Ramblings of an aging IT geek
← Ramblings of an aging IT geek
gamedev

reliable does not mean what you think in unreal

Marking Unreal RPCs Reliable feels safe but it is a footgun that fills the channel and stalls everything if you flood it.

A game development screen with networking code

I spent a chunk of this week being humbled by Unreal's networking, specifically by the word Reliable. It looks like a promise. It reads like one. "Make this RPC reliable and it will definitely arrive." And it will! That is exactly the problem.

Here is the setup. An RPC in Unreal is a function call that crosses the wire, declared with a specifier so the engine knows which way it travels:

UFUNCTION(Server, Reliable)
void ServerFireWeapon(FVector_NetQuantize Location, FVector_NetQuantizeNormal Direction);

Server means the client asks the server to run it. Reliable means the engine guarantees delivery and ordering, retransmitting until it gets through. Lovely. Use it for the things that must happen exactly once: spawning, scoring, a door opening. The footgun is what happens when you use it for things that happen often.

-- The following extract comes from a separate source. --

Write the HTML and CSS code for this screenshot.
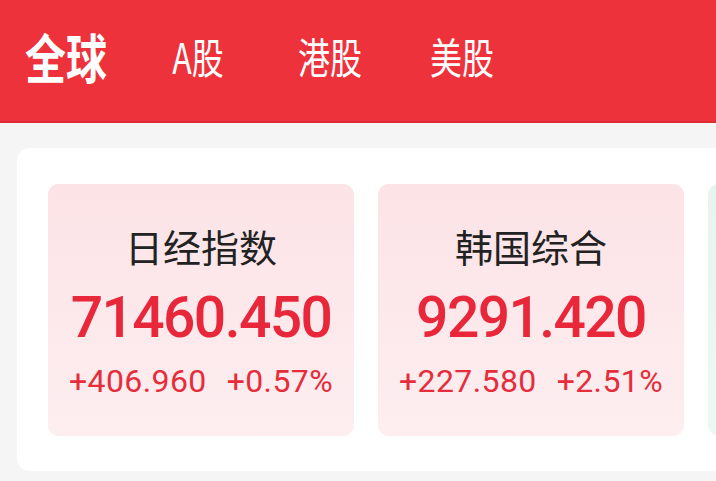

The reliable buffer is not infinite

Reliable RPCs go into a per-connection ordered buffer. If a packet is lost, everything queued behind it waits, because ordering is part of the guarantee. Now imagine you mark a high-frequency RPC reliable, something firing many times a second per actor, and you have a few dozen actors. You are not sending messages any more. You are filling a queue faster than the wire can drain it under any packet loss at all.

When that buffer saturates, Unreal does not silently drop the overflow. It closes the connection. The player gets booted with a vague disconnect, and your logs, if you're watching, will show the reliable buffer overflowing. The first time it happened to me I assumed a server crash. It was the opposite: the server was working exactly as designed, refusing to break the reliability promise I had foolishly demanded.

Tracing the RPC channel back through the netcode

The rule I should have started with

The fix is conceptual, not a clever flag. Ask of every RPC: does this need to arrive, or does it need to arrive now?

  • State that must be correct eventually: reliable. Score changes, inventory, the authoritative outcome of an action.
  • State where only the latest value matters: unreliable, and ideally not an RPC at all. Movement, aim direction, anything you sample continuously.

For the continuous stuff, replicated properties with DOREPLIFETIME are usually the right tool, because property replication is built to send the newest value and drop stale ones rather than queue them all. An unreliable RPC that gets lost is gone, and for a position update fifty milliseconds out of date, gone is the correct outcome. You'll get a fresher one next tick.

So my high-frequency calls became unreliable, the genuinely important events stayed reliable, and the continuous state moved to property replication where it belonged. The disconnects stopped. The lesson sits oddly in the brain: in netcode, "reliable" is not the safe default. It is a strong constraint you are asking the engine to honour at any cost, and the cost, if you ask too often, is the connection itself.